Maybe some built-in hardware for smart AI graphics filters could enhance the experience too, and help out speeding up aspects of development the way raytracing does (or is meant to, in theory).
They already made a portable with the portal. I think they'll build on that as a complement to the PS6. Your PS6 can be your dedicated game server and you can play from anywhere in the world. For the hw architecture its still too early to tell but it will have the latest CPU and GPU architectures of the year it releases in.
Xbox seems to be flirting with becoming a third party publisher. This news just came out today:
Microsoft posted and removed a new Xbox UI image with Steam games listed.
www.theverge.com
So you can imagine the next gen Xbox may not be a closed system
SIE definitely need a portable option for next gen, but I think it needs to be more than just another PS Portal. They really need something that can provide some level of native gaming, that doesn't require the user needing a PS6 home console to stream to it, and doesn't completely rely on the cloud.
So, the rumors of a next-gen PS handheld being somewhere around PS4 Pro - base PS5 in general native ability, but supporting a feature set with PS6 (and leveraging things like more advanced PSSR to handle resolution downscaling), hopefully take shape. I don't see why SIE can't have such a portable at the higher-end of the SKU market (I think such a portable would probably cost at least $449) while having a cloud streaming-only lower-cost option as well.
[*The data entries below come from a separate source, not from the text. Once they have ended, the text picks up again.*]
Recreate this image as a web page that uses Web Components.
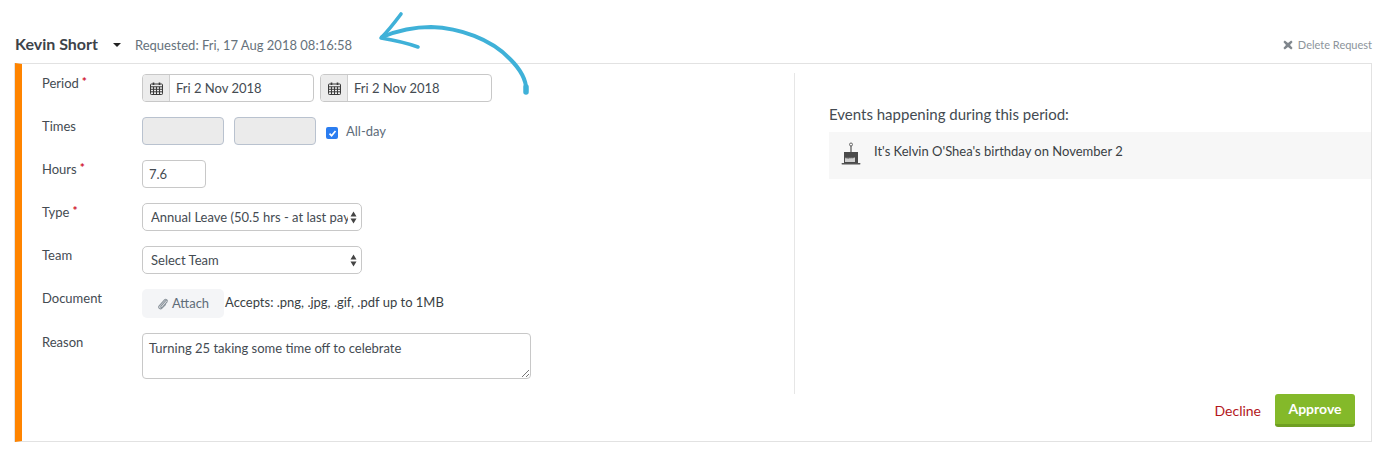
<!DOCTYPE html>
<html><head><meta charset="utf-8"><title>Request</title>
<style>
html,body{margin:0;padding:0;background:#fff}
body{font-family:Lato,"Open Sans",sans-serif;font-size:14px;color:#444b52;width:1383px;height:452px;overflow:hidden}
</style></head><body>
<x-request-page>
  <x-request-header slot="header" name="Kevin Short" requested="Requested: Fri, 17 Aug 2018 08:16:58"></x-request-header>
  <x-form-row slot="left" label="Period" required>
    <x-date-input value="Fri 2 Nov 2018" style="width:172px"></x-date-input>
    <x-date-input value="Fri 2 Nov 2018" style="width:172px"></x-date-input>
  </x-form-row>
  <x-form-row slot="left" label="Times">
    <x-text-box disabled style="width:82px"></x-text-box>
    <x-text-box disabled style="width:82px;margin-left:4px"></x-text-box>
    <x-check-label style="margin-left:4px">All-day</x-check-label>
  </x-form-row>
  <x-form-row slot="left" label="Hours" required><x-text-box value="7.6" style="width:64px"></x-text-box></x-form-row>
  <x-form-row slot="left" label="Type" required><x-select-box value="Annual Leave (50.5 hrs - at last pay"></x-select-box></x-form-row>
  <x-form-row slot="left" label="Team"><x-select-box value="Select Team"></x-select-box></x-form-row>
  <x-form-row slot="left" label="Document"><x-attach-field note="Accepts: .png, .jpg, .gif, .pdf up to 1MB"></x-attach-field></x-form-row>
  <x-form-row slot="left" label="Reason"><x-text-area value="Turning 25 taking some time off to celebrate"></x-text-area></x-form-row>
  <x-events-panel slot="right" heading="Events happening during this period:">
    <x-event-item>It's Kelvin O'Shea's birthday on November 2</x-event-item>
  </x-events-panel>
  <x-action-bar slot="actions"></x-action-bar>
</x-request-page>
<script>
function def(name, html){
  customElements.define(name, class extends HTMLElement{
    connectedCallback(){
      if(this.shadowRoot) return;
      const r=this.attachShadow({mode:'open'});
      r.innerHTML=typeof html==='function'?html(this):html;
    }
  });
}
const esc=s=>(s||'').replace(/&/g,'&amp;').replace(/</g,'&lt;');

def('x-request-page',`<style>
:host{display:block;position:relative;width:1383px;height:452px}
.head{height:63px;box-sizing:border-box;padding:0 11px 0 15px}
.card{box-sizing:border-box;margin-left:15px;width:1357px;height:379px;border:1px solid #e2e2e2;border-left:7px solid #ff8400;box-shadow:-1px 0 0 #e2e2e2;display:flex;flex-direction:column;position:relative}
.cols{display:flex;padding-top:9px;height:321px}
.left{width:773px;box-sizing:border-box;padding:1px 0 0 20px;border-right:1px solid #e6e6e6;display:flex;flex-direction:column;gap:15px}
.right{flex:1;padding:30px 0 0 34px;min-width:0}
.arrow{position:absolute;left:370px;top:6px;width:170px;height:100px;pointer-events:none}
</style>
<div class="head"><slot name="header"></slot></div>
<div class="card">
  <div class="cols"><div class="left"><slot name="left"></slot></div><div class="right"><slot name="right"></slot></div></div>
  <slot name="actions"></slot>
</div>
<svg class="arrow" viewBox="370 6 170 100" fill="none" stroke="#3fb1d8" stroke-linecap="round" stroke-linejoin="round">
  <path d="M526 92C527 82 521 70 510 59 491 39 460 28 431 27 414 27 399 30 382 37" stroke-width="4"/>
  <path d="M526 92V87" stroke-width="5.500"/>
  <path d="M401 14C395 22 388 31 381 38 393 40 407 43 418 47" stroke-width="3.600"/>
</svg>`);

def('x-request-header',h=>`<style>
:host{display:flex;align-items:center;height:63px;padding-top:25px;box-sizing:border-box}
.n{font:700 16px/20px Lato,sans-serif;color:#3d434a;width:97px}
.c{width:0;height:0;border:4px solid transparent;border-top:4px solid #222;border-bottom:0;margin:1px 0 0 1px}
.r{font:13px/20px Lato,sans-serif;color:#66727c;margin:1px 0 0 14px}
.d{margin-left:auto;font:11px/20px Lato,sans-serif;color:#8c949b;display:flex;align-items:center;gap:5px;margin-top:1px}
svg{width:10px;height:10px}
</style>
<span class="n">${esc(h.getAttribute('name'))}</span><span class="c"></span>
<span class="r">${esc(h.getAttribute('requested'))}</span>
<span class="d"><svg viewBox="0 0 10 10"><path d="M1.800.6 5 3 8.200.6 9.600 2 7 5 9.600 8 8.200 9.400 5 7 1.800 9.400.4 8 3 5 .4 2z" fill="#7f868c"/></svg>Delete Request</span>`);

def('x-form-row',h=>`<style>
:host{display:flex;align-items:flex-start;min-height:28px}
.l{width:100px;flex:none;font:13px/20px Lato,sans-serif;color:#444b52;display:flex;gap:3px;margin-top:-1px}
.s{color:#d0112b;font-size:12px;font-weight:700;line-height:17px}
.c{display:flex;align-items:flex-start;gap:6px}
</style>
<div class="l">${esc(h.getAttribute('label'))}${h.hasAttribute('required')?'<span class="s">*</span>':''}</div>
<div class="c"><slot></slot></div>`);

const calIcon=`<svg width="13" height="13" viewBox="0 0 13 13" fill="none" stroke="#3b3b3b" stroke-width="1"><rect x=".5" y="2" width="12" height="10.500" rx=".8"/><path d="M.5 4.800h12M.5 7.300h12M.5 9.800h12M3.500 4.800v7.700M6.500 4.800v7.700M9.500 4.800v7.700"/><path d="M3.500 .5v2.500M9.500 .5v2.500" stroke-width="1.600"/></svg>`;

def('x-date-input',h=>`<style>
:host{display:flex;height:28px;box-sizing:border-box;border:1px solid #c8c8c8;border-radius:4px;overflow:hidden;background:#fff}
.i{width:26px;flex:none;background:#ececec;border-right:1px solid #cfcfcf;display:flex;align-items:center;justify-content:center}
.v{padding-left:6px;font:13px/26px Lato,sans-serif;color:#444b52;white-space:nowrap}
</style><div class="i">${calIcon}</div><div class="v">${esc(h.getAttribute('value'))}</div>`);

def('x-text-box',h=>`<style>
:host{display:block;height:28px;box-sizing:border-box;border:1px solid ${h.hasAttribute('disabled')?'#b9c2cf':'#c8c8c8'};border-radius:4px;background:${h.hasAttribute('disabled')?'#ebebeb':'#fff'};padding-left:6px;font:13px/26px Lato,sans-serif;color:#444b52}
</style>${esc(h.getAttribute('value'))}`);

def('x-check-label',`<style>
:host{display:flex;align-items:center;gap:8px;height:28px;font:13px/20px Lato,sans-serif;color:#5d6c7a}
.b{width:12px;height:12px;background:#2b7df0;border-radius:2px;display:flex;align-items:center;justify-content:center;margin-top:4px}
.t{margin-top:0}
</style><span class="b"><svg width="9" height="9" viewBox="0 0 9 9" fill="none" stroke="#fff" stroke-width="1.700"><path d="M1.500 4.700 3.600 6.800 7.500 2"/></svg></span><span class="t"><slot></slot></span>`);

def('x-select-box',h=>`<style>
:host{display:flex;align-items:center;width:220px;height:28px;box-sizing:border-box;border:1px solid #c8c8c8;border-radius:5px;background:#fff;padding-left:8px;position:relative}
.v{width:197px;overflow:hidden;white-space:nowrap;font:13px/26px Lato,sans-serif;color:#444b52}
svg{position:absolute;right:4px;top:7px}
</style><div class="v">${esc(h.getAttribute('value'))}</div>
<svg width="7" height="13" viewBox="0 0 7 13" fill="#444"><path d="M3.500 .5 6.500 5.500H.5zM.5 7.500H6.500L3.500 12.500z"/></svg>`);

def('x-attach-field',h=>`<style>
:host{display:flex;align-items:flex-start;height:29px}
.b{width:82px;height:29px;box-sizing:border-box;background:#f4f5f7;border-radius:5px;display:flex;align-items:center;justify-content:center;gap:4px;font:13px/27px Lato,sans-serif;color:#5f6c78}
.n{font:13px/27px Lato,sans-serif;color:#3a3f44;margin-left:1px}
</style><span class="b"><svg width="11" height="12" viewBox="0 0 11 12" fill="none" stroke="#8b949c" stroke-width="1.100" stroke-linecap="round"><path d="M9 2.300 4 8.200C3.200 9.200 4.500 10.200 5.300 9.300L10 3.800C11 2.200 8.800.4 7.500 1.800L2.200 7.800C.7 9.700 3.200 12 5 10.200L8.500 6.500"/></svg>Attach</span><span class="n">${esc(h.getAttribute('note'))}</span>`);

def('x-text-area',h=>`<style>
:host{display:block;width:389px;height:46px;box-sizing:border-box;border:1px solid #c8c8c8;border-radius:4px;background:#fff;padding:4px 6px;font:13px/20px Lato,sans-serif;color:#444b52;position:relative}
svg{position:absolute;right:1px;bottom:1px}
</style>${esc(h.getAttribute('value'))}
<svg width="8" height="8" viewBox="0 0 8 8" stroke="#777" stroke-width="1"><path d="M1 8 8 1M5 8 8 5"/></svg>`);

def('x-events-panel',h=>`<style>
:host{display:block}
.h{font:15px/22px Lato,sans-serif;color:#444b52;margin-bottom:7px}
</style><div class="h">${esc(h.getAttribute('heading'))}</div><slot></slot>`);

def('x-event-item',`<style>
:host{display:flex;height:47px;background:#f7f7f7;box-sizing:border-box;padding:9px 0 0 12px;gap:13px;font:13px/20px Lato,sans-serif;color:#3a3f44}
svg{margin-top:1px;flex:none}
</style>
<svg width="20" height="24" viewBox="0 0 20 24"><circle cx="10" cy="2.500" r="1.500" fill="none" stroke="#666" stroke-width="1"/><rect x="9.400" y="4" width="1.200" height="6" fill="#555"/><rect x="3" y="10" width="14" height="11" fill="#4a4a4a"/><path d="M4 15c1 2 1.500 2 2 0 .7 2.500 1.500 2.500 2 0 .5 2 1.500 2 2 0 .7 2 1.500 2 2 0 .4 1.500 1 1.500 2 0V20H4z" fill="#cfcfcf"/><rect x=".5" y="21" width="19" height="1.500" rx=".7" fill="#555"/></svg>
<span><slot></slot></span>`);

def('x-action-bar',`<style>
:host{display:flex;justify-content:flex-end;align-items:flex-start;padding-right:16px;gap:14px}
.d{font:14px/33px Lato,sans-serif;color:#b3171c}
.a{width:80px;height:33px;box-sizing:border-box;background:#84b92a;border-bottom:3px solid #6f9f22;border-radius:3px;color:#fff;font:700 14px/29px Lato,sans-serif;text-align:center}
</style><span class="d">Decline</span><span class="a">Approve</span>`);
</script>
</body></html>
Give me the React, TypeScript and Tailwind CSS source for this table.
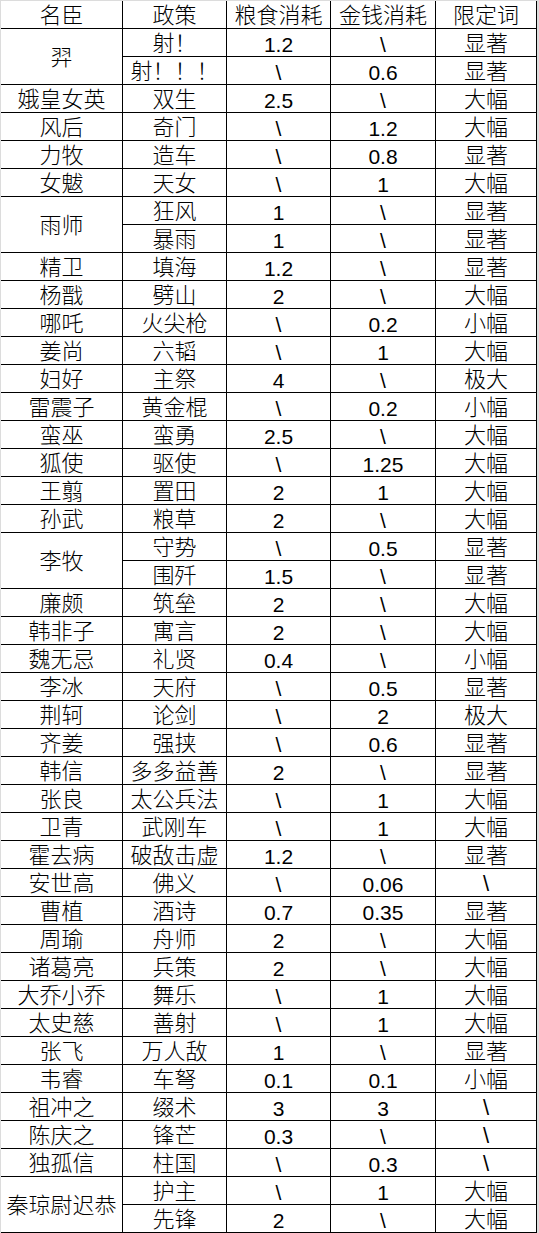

Especially for markets like Japan where, let's face it, they really do need a portable option to help climb back some market share specifically for B2P titles. The key target for a native portable, IMO, should be the ability to play PS6 titles natively, albeit downscaled in resolution and potentially framerate. Making it as easy as possible for devs to implement that without having them risk design scope to target what the PS6 can truly do (although for games that are cross-gen, that worry becomes heavily mitigated).